Restate each of the lines below word for word and drop every picture.

* * * * *

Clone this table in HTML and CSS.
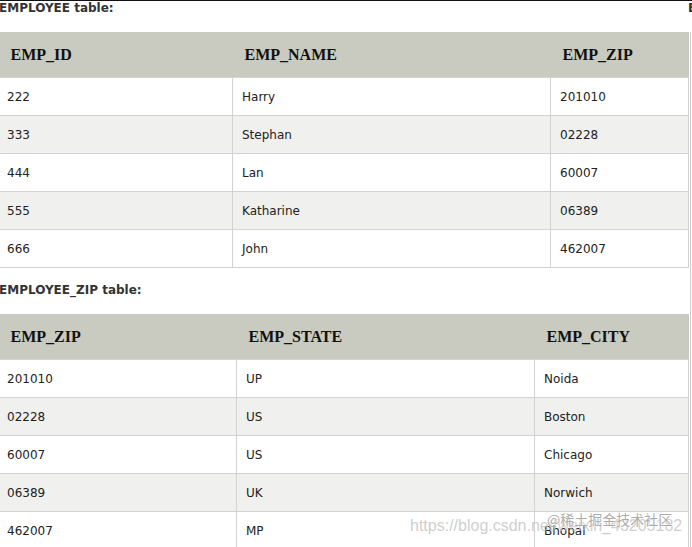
FILE: index.html
```html
<!DOCTYPE html>
<html>
<head>
<meta charset="utf-8">
<link rel="stylesheet" href="styles.css">
</head>
<body>
<div class="page">
  <div class="col main">
    <section class="block first">
      <h3 class="title">EMPLOYEE table:</h3>
      <table class="grid t1">
        <colgroup><col class="c1"><col class="c2"><col class="c3"></colgroup>
        <thead><tr><th>EMP_ID</th><th>EMP_NAME</th><th>EMP_ZIP</th></tr></thead>
        <tbody>
          <tr><td>222</td><td>Harry</td><td>201010</td></tr>
          <tr class="alt"><td>333</td><td>Stephan</td><td>02228</td></tr>
          <tr><td>444</td><td>Lan</td><td>60007</td></tr>
          <tr class="alt"><td>555</td><td>Katharine</td><td>06389</td></tr>
          <tr><td>666</td><td>John</td><td>462007</td></tr>
        </tbody>
      </table>
    </section>
    <section class="block second">
      <h3 class="title">EMPLOYEE_ZIP table:</h3>
      <table class="grid t2">
        <colgroup><col class="c1"><col class="c2"><col class="c3"></colgroup>
        <thead><tr><th>EMP_ZIP</th><th>EMP_STATE</th><th>EMP_CITY</th></tr></thead>
        <tbody>
          <tr><td>201010</td><td>UP</td><td>Noida</td></tr>
          <tr class="alt"><td>02228</td><td>US</td><td>Boston</td></tr>
          <tr><td>60007</td><td>US</td><td>Chicago</td></tr>
          <tr class="alt"><td>06389</td><td>UK</td><td>Norwich</td></tr>
          <tr><td>462007</td><td>MP</td><td>Bhopal</td></tr>
        </tbody>
      </table>
    </section>
  </div>
  <div class="col next">
    <section class="block first">
      <h3 class="title">EMPLOYEE table:</h3>
      <div class="stub"></div>
    </section>
    <section class="block second">
      <h3 class="title">EMPLOYEE table:</h3>
      <div class="stub"></div>
    </section>
  </div>
</div>
<div class="watermark">
  <span class="wm-url">https://blog.csdn.net/weixin_43205182</span>
  <span class="wm-juejin">@稀土掘金技术社区</span>
</div>
</body>
</html>
```
FILE: styles.css
```css
html, body {
  margin: 0;
  padding: 0;
  background: #fff;
  overflow: hidden;
  width: 692px;
  height: 547px;
}
body {
  position: relative;
  font-family: "DejaVu Sans", Verdana, sans-serif;
}
.page {
  display: flex;
  gap: 1px;
  margin-left: -3px;
  border-top: 1px solid #111;
  width: 1100px;
}
.col.main { width: 691px; flex: none; }
.col.next { width: 300px; flex: none; }

.block.second { margin-top: 15px; }

.title {
  margin: 0 0 17px 2px;
  font-size: 12px;
  line-height: 14px;
  font-weight: bold;
  color: #333;
  white-space: nowrap;
}
.col.next .title { margin-left: -1px; }

.grid {
  border-collapse: collapse;
  table-layout: fixed;
  width: 691px;
}
.t1 .c1 { width: 235px; }
.t1 .c2 { width: 318px; }
.t1 .c3 { width: 138px; }
.t2 .c1 { width: 239px; }
.t2 .c2 { width: 298px; }
.t2 .c3 { width: 154px; }

.grid th {
  background: #c9cbc0;
  height: 45px;
  padding: 0 0 0 12px;
  text-align: left;
  font-family: "Liberation Serif", "Times New Roman", serif;
  font-size: 16px;
  font-weight: bold;
  color: #111;
  border: none;
}
.grid th:first-child { padding-left: 13px; }

.grid td {
  height: 37px;
  padding: 0 0 0 9px;
  font-size: 12px;
  color: #222;
  border: 1px solid #d2d2d2;
  vertical-align: middle;
}
.grid tr.alt td { background: #f0f0ee; }

.stub {
  border-left: 1px solid #cfcfcf;
  height: 600px;
  margin-left: 1px;
}

.watermark {
  position: absolute;
  left: 410px;
  top: 508px;
  width: 280px;
  height: 30px;
  pointer-events: none;
}
.wm-url {
  position: absolute;
  left: 0;
  top: 9px;
  font-family: "Liberation Sans", Arial, sans-serif;
  font-size: 16px;
  color: rgba(190, 190, 190, 0.75);
  white-space: nowrap;
}
.wm-juejin {
  position: absolute;
  left: 137px;
  top: 1px;
  font-family: "Noto Sans CJK SC", "Liberation Sans", sans-serif;
  font-size: 14px;
  line-height: 20px;
  color: rgba(150, 150, 150, 0.8);
  text-shadow: 0 0 2px #fff, 0 0 1px #fff;
  white-space: nowrap;
}
```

* * * * *

[RESPONSE FOR THIS EXERCISE]
Clone this table in HTML and CSS.
FILE: index.html
```html
<!DOCTYPE html>
<html>
<head>
<meta charset="utf-8">
<link rel="stylesheet" href="styles.css">
</head>
<body>
<div class="page">
  <div class="col main">
    <section class="block first">
      <h3 class="title">EMPLOYEE table:</h3>
      <table class="grid t1">
        <colgroup><col class="c1"><col class="c2"><col class="c3"></colgroup>
        <thead><tr><th>EMP_ID</th><th>EMP_NAME</th><th>EMP_ZIP</th></tr></thead>
        <tbody>
          <tr><td>222</td><td>Harry</td><td>201010</td></tr>
          <tr class="alt"><td>333</td><td>Stephan</td><td>02228</td></tr>
          <tr><td>444</td><td>Lan</td><td>60007</td></tr>
          <tr class="alt"><td>555</td><td>Katharine</td><td>06389</td></tr>
          <tr><td>666</td><td>John</td><td>462007</td></tr>
        </tbody>
      </table>
    </section>
    <section class="block second">
      <h3 class="title">EMPLOYEE_ZIP table:</h3>
      <table class="grid t2">
        <colgroup><col class="c1"><col class="c2"><col class="c3"></colgroup>
        <thead><tr><th>EMP_ZIP</th><th>EMP_STATE</th><th>EMP_CITY</th></tr></thead>
        <tbody>
          <tr><td>201010</td><td>UP</td><td>Noida</td></tr>
          <tr class="alt"><td>02228</td><td>US</td><td>Boston</td></tr>
          <tr><td>60007</td><td>US</td><td>Chicago</td></tr>
          <tr class="alt"><td>06389</td><td>UK</td><td>Norwich</td></tr>
          <tr><td>462007</td><td>MP</td><td>Bhopal</td></tr>
        </tbody>
      </table>
    </section>
  </div>
  <div class="col next">
    <section class="block first">
      <h3 class="title">EMPLOYEE table:</h3>
      <div class="stub"></div>
    </section>
    <section class="block second">
      <h3 class="title">EMPLOYEE table:</h3>
      <div class="stub"></div>
    </section>
  </div>
</div>
<div class="watermark">
  <span class="wm-url">https://blog.csdn.net/weixin_43205182</span>
  <span class="wm-juejin">@稀土掘金技术社区</span>
</div>
</body>
</html>
```
FILE: styles.css
```css
html, body {
  margin: 0;
  padding: 0;
  background: #fff;
  overflow: hidden;
  width: 692px;
  height: 547px;
}
body {
  position: relative;
  font-family: "DejaVu Sans", Verdana, sans-serif;
}
.page {
  display: flex;
  gap: 1px;
  margin-left: -3px;
  border-top: 1px solid #111;
  width: 1100px;
}
.col.main { width: 691px; flex: none; }
.col.next { width: 300px; flex: none; }

.block.second { margin-top: 15px; }

.title {
  margin: 0 0 17px 2px;
  font-size: 12px;
  line-height: 14px;
  font-weight: bold;
  color: #333;
  white-space: nowrap;
}
.col.next .title { margin-left: -1px; }

.grid {
  border-collapse: collapse;
  table-layout: fixed;
  width: 691px;
}
.t1 .c1 { width: 235px; }
.t1 .c2 { width: 318px; }
.t1 .c3 { width: 138px; }
.t2 .c1 { width: 239px; }
.t2 .c2 { width: 298px; }
.t2 .c3 { width: 154px; }

.grid th {
  background: #c9cbc0;
  height: 45px;
  padding: 0 0 0 12px;
  text-align: left;
  font-family: "Liberation Serif", "Times New Roman", serif;
  font-size: 16px;
  font-weight: bold;
  color: #111;
  border: none;
}
.grid th:first-child { padding-left: 13px; }

.grid td {
  height: 37px;
  padding: 0 0 0 9px;
  font-size: 12px;
  color: #222;
  border: 1px solid #d2d2d2;
  vertical-align: middle;
}
.grid tr.alt td { background: #f0f0ee; }

.stub {
  border-left: 1px solid #cfcfcf;
  height: 600px;
  margin-left: 1px;
}

.watermark {
  position: absolute;
  left: 410px;
  top: 508px;
  width: 280px;
  height: 30px;
  pointer-events: none;
}
.wm-url {
  position: absolute;
  left: 0;
  top: 9px;
  font-family: "Liberation Sans", Arial, sans-serif;
  font-size: 16px;
  color: rgba(190, 190, 190, 0.75);
  white-space: nowrap;
}
.wm-juejin {
  position: absolute;
  left: 137px;
  top: 1px;
  font-family: "Noto Sans CJK SC", "Liberation Sans", sans-serif;
  font-size: 14px;
  line-height: 20px;
  color: rgba(150, 150, 150, 0.8);
  text-shadow: 0 0 2px #fff, 0 0 1px #fff;
  white-space: nowrap;
}
```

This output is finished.